## START EXTRACTED RECORDS
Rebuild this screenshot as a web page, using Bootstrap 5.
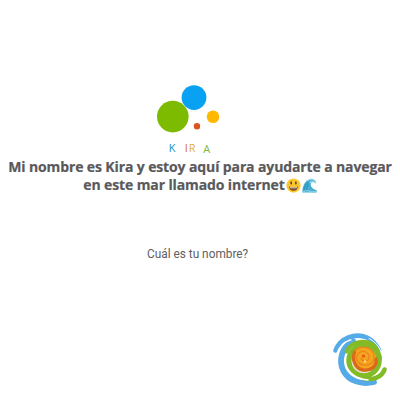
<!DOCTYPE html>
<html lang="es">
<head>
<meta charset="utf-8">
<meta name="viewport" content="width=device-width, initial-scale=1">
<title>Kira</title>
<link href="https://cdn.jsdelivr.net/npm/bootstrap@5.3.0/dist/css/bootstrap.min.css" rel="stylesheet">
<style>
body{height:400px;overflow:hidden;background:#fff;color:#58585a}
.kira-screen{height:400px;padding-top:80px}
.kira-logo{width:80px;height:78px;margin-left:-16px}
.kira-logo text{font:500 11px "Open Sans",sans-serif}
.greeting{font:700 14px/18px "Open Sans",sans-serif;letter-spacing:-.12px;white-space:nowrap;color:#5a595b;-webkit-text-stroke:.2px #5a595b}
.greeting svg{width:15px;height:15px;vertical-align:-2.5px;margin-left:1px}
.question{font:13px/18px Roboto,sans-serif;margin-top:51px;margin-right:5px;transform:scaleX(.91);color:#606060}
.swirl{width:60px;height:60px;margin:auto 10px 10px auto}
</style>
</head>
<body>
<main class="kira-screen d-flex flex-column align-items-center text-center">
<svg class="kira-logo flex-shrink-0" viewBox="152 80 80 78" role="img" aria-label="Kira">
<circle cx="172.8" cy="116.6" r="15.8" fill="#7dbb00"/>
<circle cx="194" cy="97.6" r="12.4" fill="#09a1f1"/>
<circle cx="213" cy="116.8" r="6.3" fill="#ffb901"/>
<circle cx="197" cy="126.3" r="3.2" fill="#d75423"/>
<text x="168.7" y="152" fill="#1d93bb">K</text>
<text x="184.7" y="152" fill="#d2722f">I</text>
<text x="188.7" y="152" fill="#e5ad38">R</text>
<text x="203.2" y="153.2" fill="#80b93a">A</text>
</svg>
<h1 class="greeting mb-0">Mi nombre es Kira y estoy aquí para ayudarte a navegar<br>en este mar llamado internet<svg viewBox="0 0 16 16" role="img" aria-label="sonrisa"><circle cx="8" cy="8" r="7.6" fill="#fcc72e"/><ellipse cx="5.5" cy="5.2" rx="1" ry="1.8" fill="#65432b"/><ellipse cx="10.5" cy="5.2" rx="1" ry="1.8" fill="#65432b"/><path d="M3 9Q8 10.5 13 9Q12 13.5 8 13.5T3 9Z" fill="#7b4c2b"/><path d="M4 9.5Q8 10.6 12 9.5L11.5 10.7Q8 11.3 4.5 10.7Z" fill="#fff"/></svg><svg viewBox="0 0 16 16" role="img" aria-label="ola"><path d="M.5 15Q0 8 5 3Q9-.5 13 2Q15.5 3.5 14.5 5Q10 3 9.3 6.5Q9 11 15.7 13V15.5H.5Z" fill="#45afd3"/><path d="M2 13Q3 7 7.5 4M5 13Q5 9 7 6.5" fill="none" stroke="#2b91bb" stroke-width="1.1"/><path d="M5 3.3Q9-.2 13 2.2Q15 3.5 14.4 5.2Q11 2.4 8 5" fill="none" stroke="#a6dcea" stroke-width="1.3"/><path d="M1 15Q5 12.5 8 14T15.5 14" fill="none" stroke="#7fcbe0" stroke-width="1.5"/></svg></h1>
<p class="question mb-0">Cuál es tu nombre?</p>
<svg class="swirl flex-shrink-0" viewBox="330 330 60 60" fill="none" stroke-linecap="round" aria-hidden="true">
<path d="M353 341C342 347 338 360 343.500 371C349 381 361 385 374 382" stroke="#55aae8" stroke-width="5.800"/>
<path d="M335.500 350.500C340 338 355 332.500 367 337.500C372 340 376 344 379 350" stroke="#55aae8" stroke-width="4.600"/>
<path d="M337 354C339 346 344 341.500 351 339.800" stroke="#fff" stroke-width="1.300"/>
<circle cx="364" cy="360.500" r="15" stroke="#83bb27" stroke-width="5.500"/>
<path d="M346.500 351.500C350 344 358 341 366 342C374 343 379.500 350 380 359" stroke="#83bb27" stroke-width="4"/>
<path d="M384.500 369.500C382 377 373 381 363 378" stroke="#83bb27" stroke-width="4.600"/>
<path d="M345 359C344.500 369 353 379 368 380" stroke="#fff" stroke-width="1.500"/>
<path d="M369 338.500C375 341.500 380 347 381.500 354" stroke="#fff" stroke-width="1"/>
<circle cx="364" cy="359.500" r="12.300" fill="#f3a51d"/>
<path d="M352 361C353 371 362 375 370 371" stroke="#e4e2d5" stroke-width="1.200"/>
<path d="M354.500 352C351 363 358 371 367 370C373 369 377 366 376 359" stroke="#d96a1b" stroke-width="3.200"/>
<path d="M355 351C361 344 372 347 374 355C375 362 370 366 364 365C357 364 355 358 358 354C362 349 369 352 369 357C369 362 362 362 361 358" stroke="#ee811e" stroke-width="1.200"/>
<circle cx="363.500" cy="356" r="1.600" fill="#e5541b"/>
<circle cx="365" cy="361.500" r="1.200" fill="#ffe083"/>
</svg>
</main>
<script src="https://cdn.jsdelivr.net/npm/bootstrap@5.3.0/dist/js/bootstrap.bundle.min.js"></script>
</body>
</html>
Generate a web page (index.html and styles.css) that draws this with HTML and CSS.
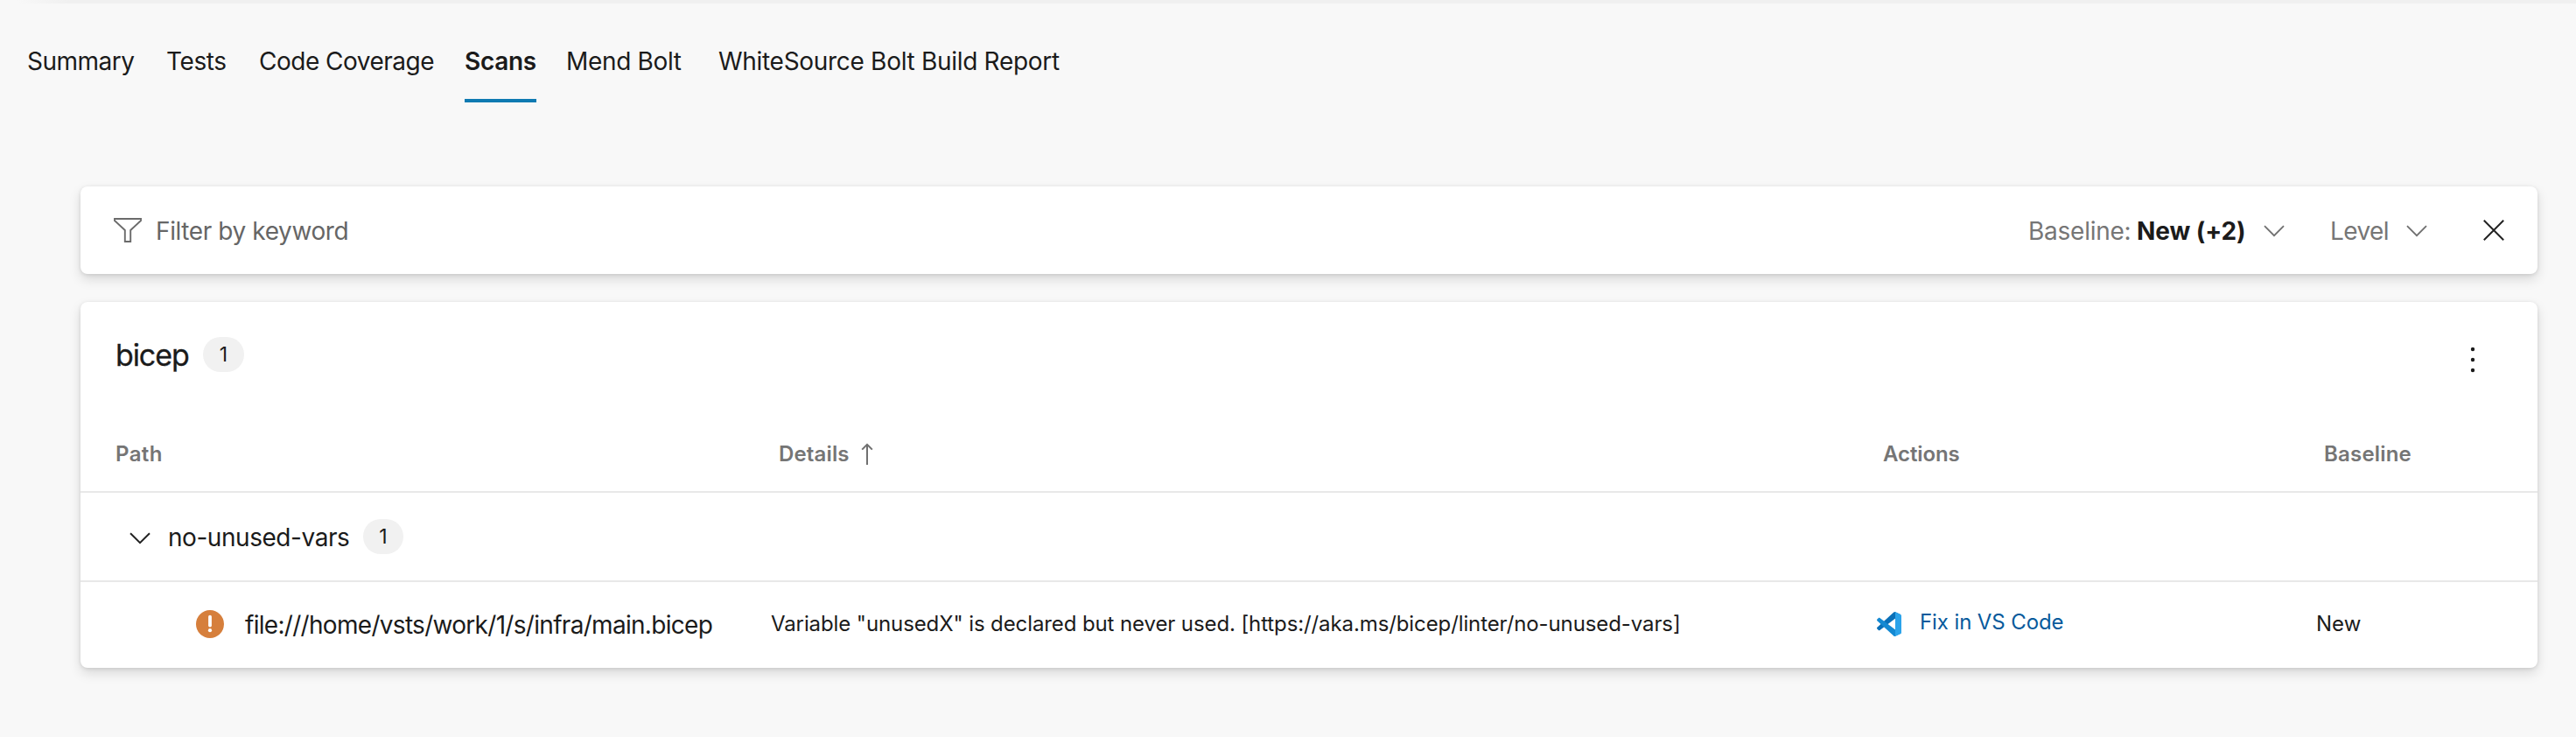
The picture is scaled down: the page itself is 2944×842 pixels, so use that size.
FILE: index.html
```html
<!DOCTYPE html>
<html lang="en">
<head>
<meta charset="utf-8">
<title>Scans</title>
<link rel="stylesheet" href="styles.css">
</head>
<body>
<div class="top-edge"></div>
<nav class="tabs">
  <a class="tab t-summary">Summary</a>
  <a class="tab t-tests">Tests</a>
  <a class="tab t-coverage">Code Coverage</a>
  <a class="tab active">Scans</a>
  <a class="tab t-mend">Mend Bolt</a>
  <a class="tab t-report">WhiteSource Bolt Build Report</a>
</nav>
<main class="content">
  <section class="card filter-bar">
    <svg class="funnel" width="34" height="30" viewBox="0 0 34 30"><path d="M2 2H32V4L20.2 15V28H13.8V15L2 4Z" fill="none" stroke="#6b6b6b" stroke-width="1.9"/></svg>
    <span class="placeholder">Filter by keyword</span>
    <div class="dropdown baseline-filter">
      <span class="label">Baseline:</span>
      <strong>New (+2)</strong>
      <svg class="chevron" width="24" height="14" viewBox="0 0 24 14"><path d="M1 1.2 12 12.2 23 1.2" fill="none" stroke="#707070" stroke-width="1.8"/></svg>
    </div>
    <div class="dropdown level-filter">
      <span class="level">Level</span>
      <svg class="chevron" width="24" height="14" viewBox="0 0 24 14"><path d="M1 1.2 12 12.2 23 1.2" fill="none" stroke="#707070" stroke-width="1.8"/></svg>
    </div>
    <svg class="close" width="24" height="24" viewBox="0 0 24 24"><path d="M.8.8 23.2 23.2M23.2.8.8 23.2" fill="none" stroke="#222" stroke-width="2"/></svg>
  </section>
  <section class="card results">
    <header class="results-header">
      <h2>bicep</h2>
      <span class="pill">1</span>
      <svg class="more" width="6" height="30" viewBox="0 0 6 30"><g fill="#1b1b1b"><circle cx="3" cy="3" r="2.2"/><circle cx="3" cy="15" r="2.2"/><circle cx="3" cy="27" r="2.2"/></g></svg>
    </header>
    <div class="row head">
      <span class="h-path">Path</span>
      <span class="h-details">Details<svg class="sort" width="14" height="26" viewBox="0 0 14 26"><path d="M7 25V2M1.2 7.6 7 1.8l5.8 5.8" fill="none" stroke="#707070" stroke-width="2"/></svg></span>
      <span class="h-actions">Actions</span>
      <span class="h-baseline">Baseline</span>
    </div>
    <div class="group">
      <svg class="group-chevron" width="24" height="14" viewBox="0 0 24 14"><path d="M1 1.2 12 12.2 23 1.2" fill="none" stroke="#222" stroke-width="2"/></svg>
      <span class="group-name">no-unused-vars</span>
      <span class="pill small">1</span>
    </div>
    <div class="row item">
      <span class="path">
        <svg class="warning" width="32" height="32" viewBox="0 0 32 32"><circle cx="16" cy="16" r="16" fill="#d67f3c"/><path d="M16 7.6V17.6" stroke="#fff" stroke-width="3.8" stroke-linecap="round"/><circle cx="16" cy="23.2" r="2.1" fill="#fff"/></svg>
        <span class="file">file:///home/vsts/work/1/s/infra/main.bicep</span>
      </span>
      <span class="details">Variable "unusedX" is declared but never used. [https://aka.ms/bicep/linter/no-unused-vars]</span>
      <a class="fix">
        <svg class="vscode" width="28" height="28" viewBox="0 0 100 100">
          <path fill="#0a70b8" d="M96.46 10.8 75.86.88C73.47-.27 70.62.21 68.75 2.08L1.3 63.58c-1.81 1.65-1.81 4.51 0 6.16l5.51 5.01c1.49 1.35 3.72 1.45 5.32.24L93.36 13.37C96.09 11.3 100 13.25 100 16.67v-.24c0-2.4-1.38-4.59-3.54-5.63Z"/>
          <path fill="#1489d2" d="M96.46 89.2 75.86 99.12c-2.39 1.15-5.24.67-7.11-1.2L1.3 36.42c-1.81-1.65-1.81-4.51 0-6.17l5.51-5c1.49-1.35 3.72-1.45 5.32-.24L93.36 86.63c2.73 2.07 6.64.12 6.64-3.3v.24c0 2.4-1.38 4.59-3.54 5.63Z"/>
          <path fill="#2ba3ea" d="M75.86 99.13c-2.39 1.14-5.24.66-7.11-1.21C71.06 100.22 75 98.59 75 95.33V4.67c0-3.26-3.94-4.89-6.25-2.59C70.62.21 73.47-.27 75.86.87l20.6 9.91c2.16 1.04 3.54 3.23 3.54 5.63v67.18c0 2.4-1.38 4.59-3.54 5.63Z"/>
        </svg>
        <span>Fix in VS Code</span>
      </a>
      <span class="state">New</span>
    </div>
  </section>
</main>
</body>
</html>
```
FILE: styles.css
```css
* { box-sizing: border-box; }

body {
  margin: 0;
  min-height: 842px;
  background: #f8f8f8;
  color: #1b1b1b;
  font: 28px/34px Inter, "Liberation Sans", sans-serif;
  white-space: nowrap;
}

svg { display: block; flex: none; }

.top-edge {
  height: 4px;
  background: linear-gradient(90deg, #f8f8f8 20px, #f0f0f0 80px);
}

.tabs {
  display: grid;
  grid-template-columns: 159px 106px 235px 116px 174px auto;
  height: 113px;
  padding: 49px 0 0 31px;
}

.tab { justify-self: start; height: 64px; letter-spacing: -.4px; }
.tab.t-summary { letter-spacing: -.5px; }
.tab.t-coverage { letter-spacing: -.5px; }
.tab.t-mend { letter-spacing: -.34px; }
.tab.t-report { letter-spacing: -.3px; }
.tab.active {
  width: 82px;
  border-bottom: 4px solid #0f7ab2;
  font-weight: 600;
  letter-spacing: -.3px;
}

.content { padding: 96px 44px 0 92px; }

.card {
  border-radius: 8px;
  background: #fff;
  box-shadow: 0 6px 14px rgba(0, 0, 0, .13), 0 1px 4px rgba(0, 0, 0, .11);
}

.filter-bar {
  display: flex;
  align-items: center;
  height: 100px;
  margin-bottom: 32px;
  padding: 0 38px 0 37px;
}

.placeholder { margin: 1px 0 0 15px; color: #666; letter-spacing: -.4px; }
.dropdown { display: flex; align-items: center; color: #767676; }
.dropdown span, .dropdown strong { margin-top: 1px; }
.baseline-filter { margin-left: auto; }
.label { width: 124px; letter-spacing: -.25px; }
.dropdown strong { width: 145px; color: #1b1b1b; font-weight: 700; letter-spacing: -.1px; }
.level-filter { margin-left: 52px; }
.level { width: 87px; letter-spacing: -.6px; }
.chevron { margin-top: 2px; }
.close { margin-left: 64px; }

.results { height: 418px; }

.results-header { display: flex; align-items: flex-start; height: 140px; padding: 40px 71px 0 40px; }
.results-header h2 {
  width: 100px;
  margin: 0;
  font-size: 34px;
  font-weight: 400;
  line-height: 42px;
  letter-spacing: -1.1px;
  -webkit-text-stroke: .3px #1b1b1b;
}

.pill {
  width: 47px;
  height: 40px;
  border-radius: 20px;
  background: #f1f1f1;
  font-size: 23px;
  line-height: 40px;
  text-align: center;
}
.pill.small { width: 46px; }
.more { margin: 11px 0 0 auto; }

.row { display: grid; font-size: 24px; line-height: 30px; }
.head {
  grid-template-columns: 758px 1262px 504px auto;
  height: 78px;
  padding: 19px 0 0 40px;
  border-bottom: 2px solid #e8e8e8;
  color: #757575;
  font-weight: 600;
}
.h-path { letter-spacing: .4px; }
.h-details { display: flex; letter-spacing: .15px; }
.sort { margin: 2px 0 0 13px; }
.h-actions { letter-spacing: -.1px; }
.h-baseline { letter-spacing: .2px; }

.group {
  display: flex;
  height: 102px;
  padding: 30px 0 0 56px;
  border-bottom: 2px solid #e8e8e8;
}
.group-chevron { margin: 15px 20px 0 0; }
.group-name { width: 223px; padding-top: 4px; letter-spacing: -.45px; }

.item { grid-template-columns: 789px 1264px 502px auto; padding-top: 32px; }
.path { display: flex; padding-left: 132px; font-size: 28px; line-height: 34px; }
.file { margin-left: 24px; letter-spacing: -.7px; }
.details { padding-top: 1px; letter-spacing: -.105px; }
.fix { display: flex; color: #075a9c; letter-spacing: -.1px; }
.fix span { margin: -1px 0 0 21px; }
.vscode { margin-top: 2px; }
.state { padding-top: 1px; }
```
## END EXTRACTED RECORDS
| PROBLEM DESCRIPTION |
Identify how many lines in the entries above include the string "this", then state that number alone.

| PROBLEM SOLUTION |
2